Let me just put in plug for Australia’s greatest philosopher, David Stove.
Many of us downunder would like to emphasize Stove’s contribution, and we hope that you will excuse us for Peter Singer, who seems to have been released on the world inadvertently …
My son attends Singer’s old school – they don’t like to talk about him, and younger pupils are banned from reading his Wikipedia entry.
Briggs said: “Empiricism is false: all truths cannot be discovered by observation. Quite simply, even its defining statement is self-contradictory.”
This seems unnecessarily provocative. Richard Feynman, winner of the 1958 Nobel Prize in Physics and famous teacher wrote: “The principle of science, the definition almost, is the following: the test of knowledge is experiment.” So your statement could easily be construed as anti-scientific. That science is false.
Your example about infinity not being observed in Nature begs the question. You obviously assume infinity is built-in knowledge. But nonstandard analysis doesn’t require it.
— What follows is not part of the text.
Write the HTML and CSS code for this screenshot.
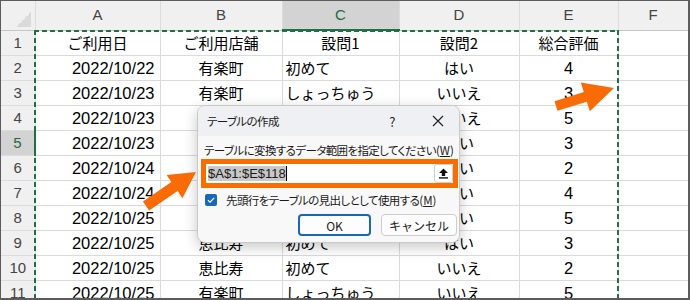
FILE: index.html
```html
<!DOCTYPE html>
<html lang="ja">
<head>
    <meta charset="UTF-8">
    <title>テーブルの作成</title>
    <link rel="stylesheet" href="styles.css">
</head>
<body>
    <div class="sheet">
        <table class="grid">
            <colgroup>
                <col style="width:34px">
                <col style="width:125px">
                <col style="width:122px">
                <col style="width:117px">
                <col style="width:120px">
                <col style="width:99px">
                <col style="width:70px">
            </colgroup>
            <tr class="colhead">
                <td class="corner-cell"><div class="corner"></div></td>
                <td>A</td><td>B</td><td class="sel">C</td><td>D</td><td>E</td><td>F</td>
            </tr>
            <tr>
                <td class="rowhead">1</td>
                <td class="center">ご利用日</td><td class="center">ご利用店舗</td><td class="center">設問1</td><td class="center">設問2</td><td class="center">総合評価</td><td></td>
            </tr>
            <tr>
                <td class="rowhead">2</td>
                <td class="num">2022/10/22</td><td class="center">有楽町</td><td class="left">初めて</td><td class="center">はい</td><td class="center num-c">4</td><td></td>
            </tr>
            <tr>
                <td class="rowhead">3</td>
                <td class="num">2022/10/23</td><td class="center">有楽町</td><td class="left">しょっちゅう</td><td class="center">いいえ</td><td class="center num-c">3</td><td></td>
            </tr>
            <tr>
                <td class="rowhead">4</td>
                <td class="num">2022/10/23</td><td class="center">恵比寿</td><td class="left">初めて</td><td class="center">いいえ</td><td class="center num-c">5</td><td></td>
            </tr>
            <tr>
                <td class="rowhead sel">5</td>
                <td class="num">2022/10/23</td><td class="center">有楽町</td><td class="left">初めて</td><td class="center">はい</td><td class="center num-c">3</td><td></td>
            </tr>
            <tr>
                <td class="rowhead">6</td>
                <td class="num">2022/10/24</td><td class="center">恵比寿</td><td class="left">初めて</td><td class="center">はい</td><td class="center num-c">2</td><td></td>
            </tr>
            <tr>
                <td class="rowhead">7</td>
                <td class="num">2022/10/24</td><td class="center">有楽町</td><td class="left">初めて</td><td class="center">はい</td><td class="center num-c">4</td><td></td>
            </tr>
            <tr>
                <td class="rowhead">8</td>
                <td class="num">2022/10/25</td><td class="center">有楽町</td><td class="left">初めて</td><td class="center">はい</td><td class="center num-c">5</td><td></td>
            </tr>
            <tr>
                <td class="rowhead">9</td>
                <td class="num">2022/10/25</td><td class="center">恵比寿</td><td class="left">初めて</td><td class="center">はい</td><td class="center num-c">3</td><td></td>
            </tr>
            <tr>
                <td class="rowhead">10</td>
                <td class="num">2022/10/25</td><td class="center">恵比寿</td><td class="left">初めて</td><td class="center">いいえ</td><td class="center num-c">2</td><td></td>
            </tr>
            <tr>
                <td class="rowhead">11</td>
                <td class="num">2022/10/25</td><td class="center">有楽町</td><td class="left">しょっちゅう</td><td class="center">いいえ</td><td class="center num-c">5</td><td></td>
            </tr>
        </table>

        <!-- copy range marquee -->
        <div class="ants"></div>

        <div class="dialog">
            <div class="dialog-title">
                <span class="title-text">テーブルの作成</span>
                <span class="help">?</span>
                <svg class="close" width="12" height="12" viewBox="0 0 12 12">
                    <path d="M1 1L11 11M11 1L1 11" stroke="#222" stroke-width="1.2" fill="none"/>
                </svg>
            </div>
            <div class="dialog-body">
                <div class="label">テーブルに変換するデータ範囲を指定してください<span class="key">(<u>W</u>)</span></div>
                <div class="range-box">
                    <div class="range-input">
                        <span class="range-text">$A$1:$E$118</span><span class="caret"></span>
                        <span class="collapse-btn">
                            <svg width="11" height="11" viewBox="0 0 11 11">
                                <path d="M5.5 0.5L1 5H3.8V8H7.2V5H10Z" fill="#111"/>
                                <rect x="1" y="9.2" width="9" height="1.4" fill="#111"/>
                            </svg>
                        </span>
                    </div>
                </div>
                <div class="check-row">
                    <span class="checkbox">
                        <svg width="12" height="12" viewBox="0 0 12 12">
                            <path d="M3 6.2L5.1 8.2L9.2 3.9" stroke="#fff" stroke-width="1.2" fill="none"/>
                        </svg>
                    </span>
                    <span>先頭行をテーブルの見出しとして使用する<span class="key">(<u>M</u>)</span></span>
                </div>
                <div class="buttons">
                    <button class="btn primary">OK</button>
                    <button class="btn">キャンセル</button>
                </div>
            </div>
        </div>

        <svg class="arrows" width="690" height="300" viewBox="0 0 690 300">
            <polygon fill="#f96b07" points="149.1,210.5 142.9,201.5 171.4,182.1 166.6,175 196,172 182.4,198.2 177.6,191.1"/>
            <polygon fill="#f96b07" points="557.5,110.8 554.5,101.2 583.8,92.1 580.8,82.6 614,88 589.8,111.2 586.8,101.7"/>
        </svg>
    </div>
</body>
</html>
```

FILE: styles.css
```css
body {
    margin: 0;
    background: #ffffff;
}

.sheet {
    position: relative;
    width: 690px;
    height: 300px;
    box-sizing: border-box;
    border: 1px solid #5c5c5c;
    border-right-width: 2px;
    border-bottom-width: 2px;
    overflow: hidden;
    font-family: "Liberation Sans", "Noto Sans CJK JP", sans-serif;
    color: #000;
}

.grid {
    border-collapse: collapse;
    table-layout: fixed;
    width: 687px;
}

.grid td {
    height: 24px;
    padding: 0;
    border: 1px solid #dadada;
    font-size: 15px;
    font-family: "Noto Sans CJK JP", sans-serif;
    white-space: nowrap;
    overflow: hidden;
    line-height: 20px;
}

.grid tr:first-child td {
    border-top: none;
}

.grid td:first-child {
    border-left: none;
}

.colhead td {
    height: 28px;
    background: #f0f0f0;
    color: #444;
    text-align: center;
    font-family: "Liberation Sans", sans-serif;
    font-size: 15px;
    border-color: #dcdcdc;
    border-bottom-color: #c6c6c6;
}

.colhead td.sel {
    background: #d3d3d3;
    color: #1e6b41;
    border-bottom: 2px solid #1e7145;
}

.corner-cell {
    vertical-align: bottom;
}

.corner {
    width: 15px;
    height: 15px;
    margin: 0 4px 3px auto;
    background: linear-gradient(to top left, #dadada 50%, transparent 50%);
}

.rowhead {
    background: #f0f0f0;
    color: #444;
    text-align: center;
    font-family: "Liberation Sans", sans-serif !important;
    font-size: 15px !important;
}

.grid td.rowhead {
    border-color: #dcdcdc;
}

.grid td.rowhead.sel {
    background: #d3d3d3;
    color: #1e6b41;
    border-right: 2px solid #1e7145;
}

.center {
    text-align: center;
}

.left {
    text-align: left;
    padding-left: 3px !important;
}

.num {
    text-align: right;
    padding-right: 5px !important;
    font-family: "Liberation Sans", sans-serif !important;
    font-size: 16.5px !important;
}

.num-c {
    font-family: "Liberation Sans", sans-serif !important;
    font-size: 16.5px !important;
}

.ants {
    position: absolute;
    left: 33px;
    top: 29px;
    width: 585px;
    height: 400px;
    background:
        repeating-linear-gradient(90deg, #1e7145 0 5px, transparent 5px 8px) top left / 100% 2px no-repeat,
        repeating-linear-gradient(180deg, #1e7145 0 5px, transparent 5px 8px) top left / 2px 100% no-repeat,
        repeating-linear-gradient(180deg, #1e7145 0 5px, transparent 5px 8px) top right / 2px 100% no-repeat;
}

.dialog {
    position: absolute;
    left: 196px;
    top: 104px;
    width: 263px;
    height: 138px;
    box-sizing: border-box;
    border: 1px solid #c9c9c9;
    border-radius: 8px;
    background: #f8f8f8;
    box-shadow: 0 4px 14px rgba(0, 0, 0, 0.22);
    overflow: hidden;
    font-family: "Noto Sans CJK JP", sans-serif;
    font-size: 11.5px;
    letter-spacing: -0.6px;
    font-feature-settings: "palt";
    color: #1a1a1a;
    white-space: nowrap;
}

.key {
    letter-spacing: 0;
}

.dialog-title {
    display: flex;
    align-items: center;
    height: 30px;
    padding-left: 9px;
    background: #eef0f3;
}

.title-text {
    flex: 1;
}

.help {
    width: 14px;
    text-align: center;
    font-size: 13px;
    margin-right: 33px;
}

.close {
    margin-right: 15px;
}

.dialog-body {
    padding: 5px 2px 0 3px;
}

.label {
    line-height: 18px;
    padding-left: 3px;
}

.range-box {
    border: 5px solid #f86c00;
    width: 247px;
}

.range-input {
    display: flex;
    align-items: center;
    height: 19px;
    background: #fff;
    font-family: "Liberation Sans", sans-serif;
    font-size: 13px;
    letter-spacing: 0;
}

.range-text {
    margin-left: 2px;
    background: #c8c8c8;
    line-height: 15px;
}

.caret {
    width: 1px;
    height: 15px;
    background: #000;
}

.collapse-btn {
    margin-left: auto;
    display: flex;
    align-items: center;
    justify-content: center;
    width: 17px;
    height: 17px;
    border: 1px solid #cfcfcf;
    border-radius: 3px;
    background: #fff;
}

.check-row {
    display: flex;
    align-items: center;
    gap: 9px;
    margin-top: 4px;
    padding-left: 4px;
    line-height: 16px;
}

.checkbox {
    display: flex;
    width: 12px;
    height: 12px;
    border-radius: 2px;
    background: #1a67b8;
}

.buttons {
    display: flex;
    justify-content: flex-end;
    gap: 10px;
    margin-top: 6px;
}

.btn {
    height: 22px;
    padding: 0;
    border: 1px solid #cccccc;
    border-radius: 4px;
    background: #fdfdfd;
    font-family: "Noto Sans CJK JP", sans-serif;
    font-size: 12px;
    color: #1a1a1a;
    width: 76px;
}

.btn.primary {
    width: 73px;
    border: 2px solid #1a67b8;
}

.arrows {
    position: absolute;
    left: -1px;
    top: -1px;
}
```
Science doesn’t require infinity. So I’m afraid there are those of us who are simply not going to make the necessary assumptions needed to prove the existence of God on consistency grounds. We find we only really need to make assumptions that fall short of that conclusion. Or the conclusion empiricism is self-contradictory.
“Axioms by definition are truths which cannot be proved. ”
Surely “Assuptions” rather than “Truths” it is not unknowm for an axiom to fall into the abyss of contradictory logic. Russels Paradox for example.
Most people can observe the outcome of a scientific experiment, but do they know what to make of it? Can the relevance of an experiment be observed?
If infinity is derived from observation, it must be thought of as something extremely large for it will rely on an extrapolation of relative sizes which is what we observe. However infinity cannot be divided into two equal parts.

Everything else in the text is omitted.